Critics, however, might retort that Dugin’s own neo-Eurasian conservative project is among the best marketed of all Russian conservatisms (see for instance the well-produced and as it were well-packaged and well-marketed videos of Dugin’s university lectures, the catchy and marketable look of the websites evrazia.info, evrazia.org, evrazia.tv, konservatizm.org, platonizm. ru, granews.info, and so on) and wonder whether eternity’s concession to the importance of marketing does not constitute a price Dugin is willing to pay for the broad and effective adoption of his ideas. Nevertheless, the unusual philosophical character and ontological emphasis of Dugin’s neo-Eurasianism likely does set it apart from other conservative Russian movements (for instance Panarin’s) and bestow a different character on its “packaging.”
Dugin blames the failure of Russian conservatism on Russia’s “epistemological deficit.” Both the communist period and the period of liberalization that followed it were premised on the superiority of becoming to being and imbued the humanitarian sciences, and education foremost among them, with a scientific worldview established “on the explicit negation of eternity” (ibid).
Crucially, Dugin maintains that the project of implementing conservative policies is a secondary question, preceded by the task of elaborating a “preliminary system of coordinates”, “a sort of new, expressly conservative (ideologically, not methodologically) sociology, which is ready to perform the gigantic work of wide revisions of scientific, humanitarian and sociological conceptions” (ibid). Eurasianism as a political project thus depends the elaboration of an ideologically and ontologically conservative sociology, meant to replace the liberal and communist epistemes – this is the work taking place at MSU and elsewhere.

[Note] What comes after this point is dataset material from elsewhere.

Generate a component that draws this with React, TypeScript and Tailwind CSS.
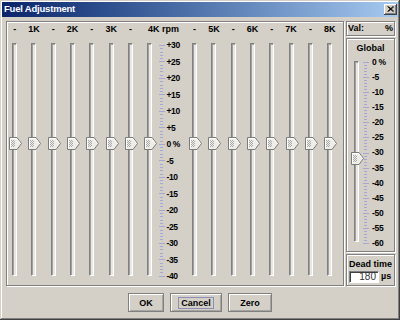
const leftLabels = ["-", "1K", "-", "2K", "-", "3K", "-", "4K rpm"];
const rightLabels = ["-", "5K", "-", "6K", "-", "7K", "-", "8K"];
const mainScale = ["+30", "+25", "+20", "+15", "+10", "+5", "0 %", "-5", "-10", "-15", "-20", "-25", "-30", "-35", "-40"];
const globalScale = ["0 %", "-5", "-10", "-15", "-20", "-25", "-30", "-35", "-40", "-45", "-50", "-55", "-60"];

const etched = "border border-[#808080] shadow-[1px_1px_0_#ffffff,inset_1px_1px_0_#ffffff]";

function Thumb({ center }: { center: number }) {
  const dots = [
    [2, 3], [4, 3], [3, 4], [5, 4], [2, 5], [4, 5], [3, 6], [5, 6], [2, 7], [4, 7], [3, 8], [5, 8], [2, 9], [4, 9],
  ];
  return (
    <svg
      className="absolute left-[-4px]"
      style={{ top: center - 6.5 }}
      width="13"
      height="13"
      viewBox="0 0 13 13"
    >
      <path d="M0.5 0.5H8L12.5 6.5L8 12.5H0.5Z" fill="#eeede8" stroke="#7b7b7b" />
      <path d="M1.5 11.5V1.5H7.6L11.2 6.5" fill="none" stroke="#ffffff" />
      {dots.map(([x, y], i) => (
        <rect key={i} x={x} y={y} width="1" height="1" fill="#a9a9a9" />
      ))}
    </svg>
  );
}

function Track({ className, center }: { className: string; center: number }) {
  return (
    <div
      className={`relative w-[5px] border border-t-[#808080] border-l-[#808080] border-r-white border-b-white bg-[#e9e7e1] shadow-[inset_1px_1px_0_#a0a0a0] ${className}`}
    >
      <Thumb center={center} />
    </div>
  );
}

function Ticks({ count, span, height }: { count: number; span: number; height: number }) {
  const items = [];
  for (let i = 0; i <= count; i++) {
    const y = Math.round(5 + (i * span) / count) + 0.5;
    const major = i % 5 === 0;
    items.push(<line key={i} x1={major ? 0 : 1} x2={major ? 6 : 4} y1={y} y2={y} stroke="#a3a8d6" />);
  }
  return (
    <svg className="absolute left-0 top-0" width="8" height={height}>
      {items}
    </svg>
  );
}

function SliderCol({ label, wide }: { label: string; wide?: boolean }) {
  // value 0 -> thumb centre, measured from the track's inner top
  const center = 1 + (30 / 70) * 230.7;
  return (
    <div className="flex w-[19.3px] shrink-0 flex-col items-center">
      <div
        className={`mt-[1px] h-[12px] whitespace-nowrap leading-[12px] ${wide ? "self-start pl-[8px]" : ""}`}
      >
        {label}
      </div>
      <Track className="mt-[8px] h-[233px]" center={center} />
    </div>
  );
}

function Button({ children, width, focus }: { children: string; width: string; focus?: boolean }) {
  return (
    <button
      className={`flex h-[19px] items-center justify-center border border-[#808080] bg-[#d4d0c8] shadow-[inset_1px_1px_0_#ffffff,inset_-1px_-1px_0_#a8a5a0] ${width}`}
    >
      <span className={`px-[2px] leading-[10px] ${focus ? "outline outline-1 outline-[#8e8eb4]" : ""}`}>
        {children}
      </span>
    </button>
  );
}

export default function App() {
  const globalCenter = 1 + (32 / 60) * 181 - 1;
  return (
    <div className="h-[320px] w-[400px] bg-[#d4d0c8] p-[2px] font-['Liberation_Sans',Arial,sans-serif] text-[9px] font-bold text-black shadow-[inset_-1px_-1px_0_#404040,inset_1px_1px_0_#d4d0c8,inset_-2px_-2px_0_#808080,inset_2px_2px_0_#ffffff]">
      <div className="flex h-[15px] items-center justify-between bg-linear-to-r from-[#0a246a] to-[#a6caf0] pl-[2px] pr-[1px]">
        <span className="text-[9.5px] tracking-[-0.2px] text-white">Fuel Adjustment</span>
        <div className="flex h-[11px] w-[13px] items-center justify-center bg-[#d4d0c8] shadow-[inset_-1px_-1px_0_#404040,inset_1px_1px_0_#ffffff,inset_-2px_-2px_0_#808080]">
          <svg width="7" height="6" viewBox="0 0 7 6" className="mb-[1px] mr-[1px]">
            <path d="M0.5 0.5L6 5.5M1.5 0.5L7 5.5M6 0.5L0.5 5.5M7 0.5L1.5 5.5" stroke="#000" strokeWidth="0.9" />
          </svg>
        </div>
      </div>

      <div className="flex gap-[2px] pl-[4px] pr-[3px] pt-[4px]">
        <div className={`h-[265px] flex-1 ${etched}`}>
          <div className="ml-[-2px] flex">
            {leftLabels.map((l, i) => (
              <SliderCol key={i} label={l} wide={l === "4K rpm"} />
            ))}
            <div className="flex w-[25.6px] shrink-0 flex-col">
              <div className="mt-[1px] h-[12px]" />
              <div className="relative mt-[5px] flex h-[241px] flex-col justify-between pl-[7px] text-[8.5px] tracking-[-0.3px]">
                <Ticks count={70} span={230.7} height={241} />
                {mainScale.map((s) => (
                  <div key={s} className="h-[10px] whitespace-nowrap leading-[10px]">
                    {s}
                  </div>
                ))}
              </div>
            </div>
            {rightLabels.map((l, i) => (
              <SliderCol key={i} label={l} />
            ))}
          </div>
        </div>

        <div className="flex h-[265px] w-[49px] flex-col gap-[2px]">
          <div className={`flex h-[15px] items-center justify-between pl-[1px] pr-[1px] ${etched}`}>
            <span>Val:</span>
            <span>%</span>
          </div>
          <div className={`flex flex-1 flex-col ${etched}`}>
            <div className="mt-[3px] h-[12px] text-center leading-[12px]">Global</div>
            <div className="mt-[3px] flex">
              <div className="ml-[5px] flex w-[8px] justify-center pt-[4px]">
                <Track className="h-[181px]" center={globalCenter} />
              </div>
              <div className="relative ml-[3px] flex h-[191px] flex-col justify-between pl-[9px] text-[8.5px] tracking-[-0.3px]">
                <Ticks count={60} span={181} height={191} />
                {globalScale.map((s) => (
                  <div key={s} className="h-[10px] whitespace-nowrap leading-[10px]">
                    {s}
                  </div>
                ))}
              </div>
            </div>
          </div>
          <div className={`flex h-[32px] flex-col ${etched}`}>
            <div className="mt-[4px] h-[10px] text-center leading-[10px]">Dead time</div>
            <div className="ml-[2px] mt-[1px] flex items-center">
              <div className="flex h-[12px] w-[30px] items-center justify-end border border-t-[#808080] border-l-[#808080] border-r-white border-b-white bg-white pr-[2px] text-[10px] font-normal text-[#333333] shadow-[inset_1px_1px_0_#404040]">
                180
              </div>
              <span className="ml-[2px]">µs</span>
            </div>
          </div>
        </div>
      </div>

      <div className="mt-[7px] flex justify-center gap-[6px]">
        <Button width="w-[36px]">OK</Button>
        <Button width="w-[52px]" focus>
          Cancel
        </Button>
        <Button width="w-[44px]">Zero</Button>
      </div>
    </div>
  );
}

Although The Fourth Political Theory is but an invitation to contribute to the elaboration of such an episteme, Dugin does provide some specific suggestions as to how it should be developed. It should be “based on trichotomy” (ibid), both at the general level and at the particular level. For instance, at the general level, the conservative episteme consists of theology, ethnosociology, and geopolitics, analogous to man’s spirit, soul, and body (ibid). At the particular level, Empire should be analyzed in terms of religion, the narod and the territorial space, also on analogy with man. This episteme should replace the dominance of the liberal emphasis on jurisprudence and economics (ibid). For it is not that “economics is serious” and “theology is optional”, but “strictly the other way around”: “He who knows eternity knows everything. He who knows the temporary material regularities of the circulation of money, merchants, and goods does not even know that which he supposes himself to know” (ibid).

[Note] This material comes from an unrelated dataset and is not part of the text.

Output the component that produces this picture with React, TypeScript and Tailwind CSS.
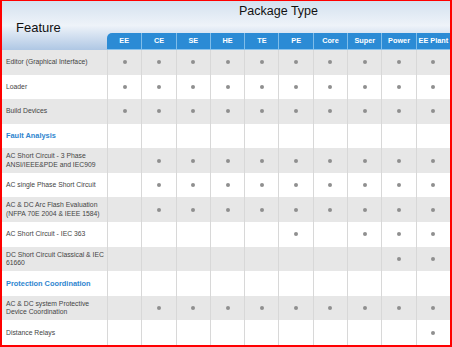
const PACKAGES = ["EE", "CE", "SE", "HE", "TE", "PE", "Core", "Super", "Power", "EE Plant"];

type Row =
  | { kind: "section"; title: string }
  | { kind: "feature"; lines: string[]; has: number[] };

const ALL = [0, 1, 2, 3, 4, 5, 6, 7, 8, 9];
const NO_EE = [1, 2, 3, 4, 5, 6, 7, 8, 9];

const ROWS: Row[] = [
  { kind: "feature", lines: ["Editor (Graphical Interface)"], has: ALL },
  { kind: "feature", lines: ["Loader"], has: ALL },
  { kind: "feature", lines: ["Build Devices"], has: ALL },
  { kind: "section", title: "Fault Analysis" },
  { kind: "feature", lines: ["AC Short Circuit - 3 Phase", "ANSI/IEEE&PDE and IEC909"], has: NO_EE },
  { kind: "feature", lines: ["AC single Phase Short Circuit"], has: NO_EE },
  { kind: "feature", lines: ["AC & DC Arc Flash Evaluation", "(NFPA 70E 2004 & IEEE 1584)"], has: NO_EE },
  { kind: "feature", lines: ["AC Short Circuit - IEC 363"], has: [5, 7, 8, 9] },
  { kind: "feature", lines: ["DC Short Circuit Classical & IEC", "61660"], has: [8, 9] },
  { kind: "section", title: "Protection Coordination" },
  { kind: "feature", lines: ["AC & DC system Protective", "Device Coordination"], has: NO_EE },
  { kind: "feature", lines: ["Distance Relays"], has: [9] },
];

function Dot() {
  return <span className="block h-[4px] w-[4px] rounded-full bg-[#8f8f8f]" />;
}

export default function App() {
  return (
    <div
      className="box-border h-[347px] w-[452px] overflow-hidden border-2 border-t border-[#ff0000] bg-white"
      style={{ fontFamily: '"Liberation Sans", Arial, sans-serif' }}
    >
      {/* Header */}
      <div className="flex h-[49px] bg-gradient-to-b from-[#d4e1ef] via-[#eef3f9] to-[#afc7e4]">
        <div className="w-[105px] shrink-0 pl-[14px] pt-[19px] text-[13px] leading-[15px] text-[#111]">
          Feature
        </div>
        <div className="flex flex-1 flex-col">
          <div className="flex-1 pt-[3px] text-center text-[12.5px] leading-[14px] text-[#111]">
            Package Type
          </div>
          <div className="grid h-[17px] grid-cols-10 overflow-hidden rounded-tl-[5px] border-b border-[#8cc3ec] bg-[#2b8bd5]">
            {PACKAGES.map((p, i) => (
              <div
                key={p}
                className={`flex items-center justify-center whitespace-nowrap text-[7.3px] font-bold text-white ${
                  i > 0 ? "border-l border-[#80bde9]" : ""
                }`}
              >
                {p}
              </div>
            ))}
          </div>
        </div>
      </div>

      {/* Body */}
      <div className="flex h-[295px] flex-col">
        {ROWS.map((row, r) => (
          <div
            key={r}
            className={`flex flex-1 ${r % 2 === 0 ? "bg-[#e7e7e7]" : "bg-white"}`}
          >
            <div className="flex w-[105px] shrink-0 items-center pl-[4px]">
              {row.kind === "section" ? (
                <span className="text-[7.4px] font-bold text-[#2f86cf]">{row.title}</span>
              ) : (
                <span className="text-[6.8px] leading-[8.3px] text-[#444]">
                  {row.lines.map((l, i) => (
                    <span key={i} className="block whitespace-nowrap">
                      {l}
                    </span>
                  ))}
                </span>
              )}
            </div>
            <div className="grid flex-1 grid-cols-10">
              {PACKAGES.map((p, i) => (
                <div
                  key={p}
                  className="flex items-center justify-center border-l border-[#d8d8d8]"
                >
                  {row.kind === "feature" && row.has.includes(i) && <Dot />}
                </div>
              ))}
            </div>
          </div>
        ))}
      </div>
    </div>
  );
}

The idea of a specifically Eurasian educational and scientific paradigm meant to correct the inadequacies of the predominant liberal paradigm has important implications for the study contemporary Eurasianism. For instance, although commentators have noticed that a mystical view of the world implicitly underlies Dugin’s geopolitical writings, lacking the key of the “conservative episteme”, they have not been able to give a proper account of why Dugin should see geopolitics in light of spirituality. Talk of empire as sacred is not simply poetic metaphor; it is in accordance with the axioms of the conservative episteme, where every phenomenon is seen in light of its fundamental ontological significance.

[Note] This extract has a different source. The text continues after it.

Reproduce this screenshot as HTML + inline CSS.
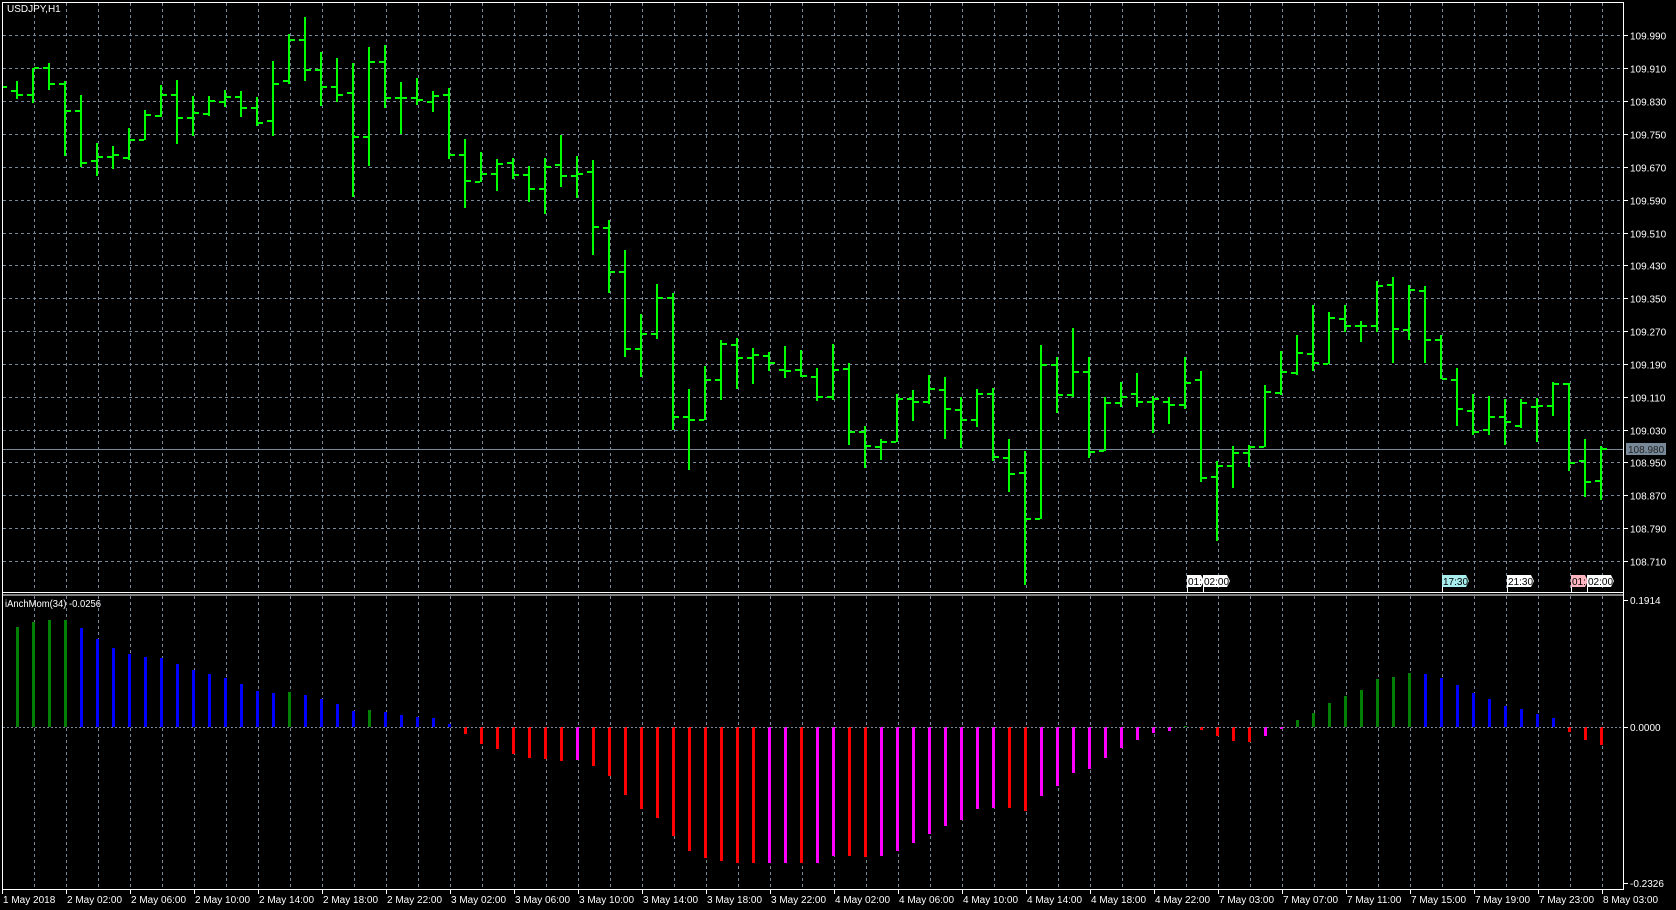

In short, because “the necessary condition for the working out of a full-fledged conservative project” is “the implementation of the conservative episteme” (ibid), as Dugin contends, analysts of the former – the Eurasian Union – ought surely to pay some attention to latter, to the conservative episteme as it is worked out by Dugin and others at Lomonosov Moscow State University in books, journals, and articles. Indeed, as Dugin indicated in an interview on Voice of Russia, Putin’s plans for a Eurasian Union are “unintelligible” and “unfeasible” outside of the broader context of the Eurasian political philosophy.
Conclusion
So far, I have argued that contemporary scholars of neo-Eurasianism and the Eurasian Union project have failed to pay due attention to the recent writings of the leading theorist of neo-Eurasianism, Alexander Dugin. In order to begin to remedy that situation, relying on the English and Russian versions of his book The Fourth Political Theory, I discussed Dugin’s conception of neo-Eurasianism as a form of conservatism and sought to correct the common error of referring to Dugin as a neo-fascist. Then, I showed that many of the themes of interest to these scholars – for instance, civilization, empire, and ethnos – are treated extensively by Dugin in recent books, which none of them have referenced; thus further supporting the claim that there is much to be gained by turning to consider primary sources. I suggested that the failure to do so stems from an apriori anti-Duginism, which itself involves begging the relevant questions against Dugin from a liberal, progressive viewpoint. In order to combat such an approach, I felt it necessary to discuss the notion of a “conservative episteme.” according to which the neo-Eurasianism and the Eurasian Union project should be understood and evaluated before a liberal critique is undertaken. Finally, I defended the view that neo-Eurasianism should be thought of primarily as a robust political philosophy and serious alternative to the liberal and communist intellectual paradigms, rather than as merely a geopolitical doctrine, demonstrating that Dugin himself presents it as such.
Hopefully, as a result of the arguments I have made, scholars of post-Soviet studies with an interest in neo-Eurasianism and the Eurasian Union project will begin to pay greater attention to Dugin’s prolific output and to the work of the think-tanks he has founded, such as the Center for Conservative Studies at Lomonosov Moscow State University and will modify their previous assessments of Dugin and his project in light of those recent writings, such as I showed was necessary to do in the case of Laruelle’s assessment of the relevance for Dugin of Heidegger. Secondly, I hope to have made a plausible case that the study of neo-Eurasianism should be undertaken not only in the context of post-Soviet studies, but also as part of the study of comparative political theory and political philosophy, alongside other critiques of and alternatives to modern liberal-democratic thought.
If I have achieved either of these aims in part, my task will have been accomplished.